Hacker News new | ask | show | jobs
by ltjohnson 5597 days ago
122,000 seemed absurdly large to me so I just looked up the paper you reference [1]. It looks like there is a calculation error in the paper.

The formula they use is n = 16 σ^2 / Δ^2. σ is the standard deviation, and Δ is the size of the difference. Thus in this problem, Δ = 0.05 and their formula gives n = 16 * (0.05 * (1-0.05)) / 0.05^2 = 304. This is much more in line with what you get from using a 2 sample proportion test (with H_a: p_1 =/= p_2), ~440 in each group [2].

But maybe I misunderstand their formula.

[1] http://exp-platform.com/hippo_long.aspx

[2] http://statpages.org/proppowr.html

edit: fixed Greek letters and added final comment.

2 comments

I think you misunderstand what they're doing with the formula. Delta is the size of the difference you want to detect. In this case, they're saying they want to detect a 5% (relative) change in a 5% (absolute) conversion rate. So σ^2 = 0.05 . (1-0.05), but Δ is 5% of 5% or 0.0025 and the denominator needs to be 0.0025^2.

If you go to your reference [2] and enter the numbers 0.05, 80, 0.05, 0.0525, 1.0, you'll see that they come up with a sample size of about 122k in each group (so 244k in both together).

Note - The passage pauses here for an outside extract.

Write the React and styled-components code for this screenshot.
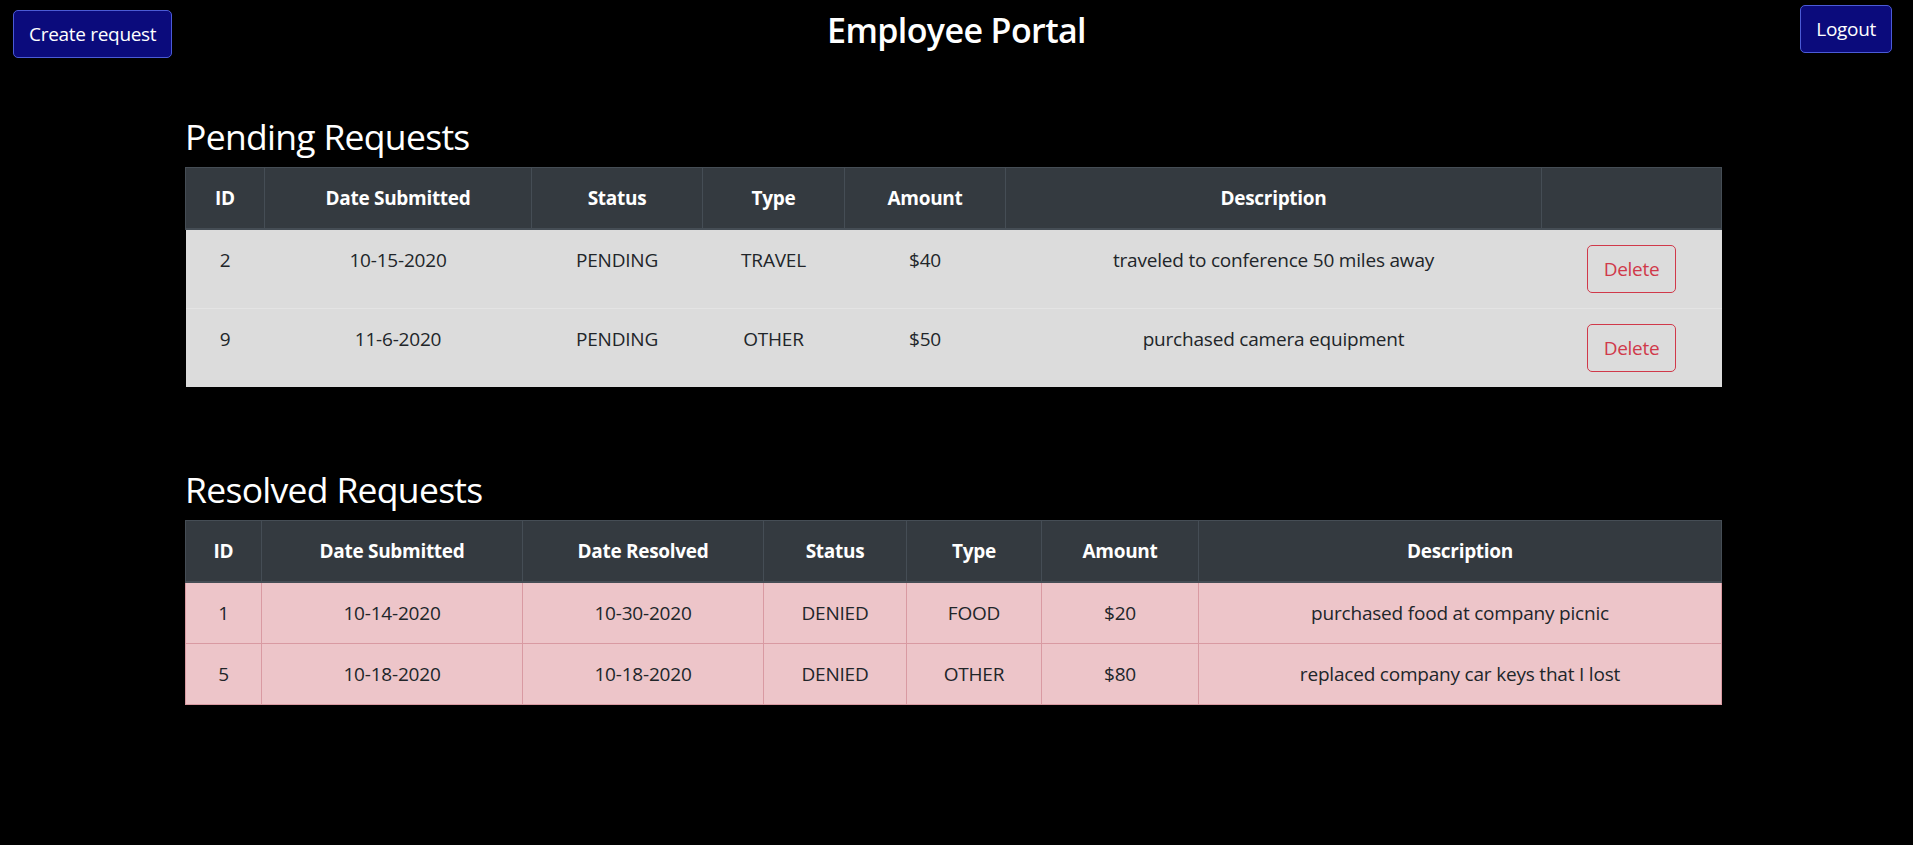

(The figure of 304 or 440 is what you would get if you wanted to detect an absolute change of 5% in the conversion rate: going from 5% to 0% or to 10%.)

You're right, reading the paper that way, they are trying to detect a change in convergence rate from 5% to 5.25%, I was confused by the use of % in two separate contexts in the same sentence. That being said, I think this is not a good argument against A/B testing.

Fair enough, it would take a very large sample (122K is close enough) to detect a change from 5% to 5.25%. Being concerned about a change that small seems really silly unless 0.0025 * N visitors * revenue per user is a big enough number to be concerned with. I contend it won't be unless either

(1) N visitors is very large or

(2) revenue per user is very large.

If (1) is true, then testing on 122K users is not a big deal. If (2) is true you probably want to have a much more targeted approach, like someone doing sales.

Fourteen relative changes of 5% will double your conversion rate. Or halve it. The cost of an A/B test is small enough that if it took, say, a sample size of 1000 then it would be well worth A/B testing changes that might make a 5% relative difference. On the other hand, if it takes a sample of 122k then indeed you might well decide not to bother -- e.g., because it might be impossible. Which is why "it takes 122k rather than 1k to tell with any confidence" is interesting.

(Rough numbers: suppose you get 1000 visitors per day and convert at 5%, and suppose each conversion is worth $10 to you. Then you're bringing in about $180k/year from them, and a relative change of 5% in that is about $9k. Seems worth doing a modestly-sized A/B test for, but if it takes 4 months then you might reasonably decide to spend your effort elsewhere. (Or, of course, not: the actual cost of doing the test is rather small. But a lot can change over 4 months.)

Interesting -- I'll check it out. (My working day has almost finished, so this thread will probably be dead before I get back it.)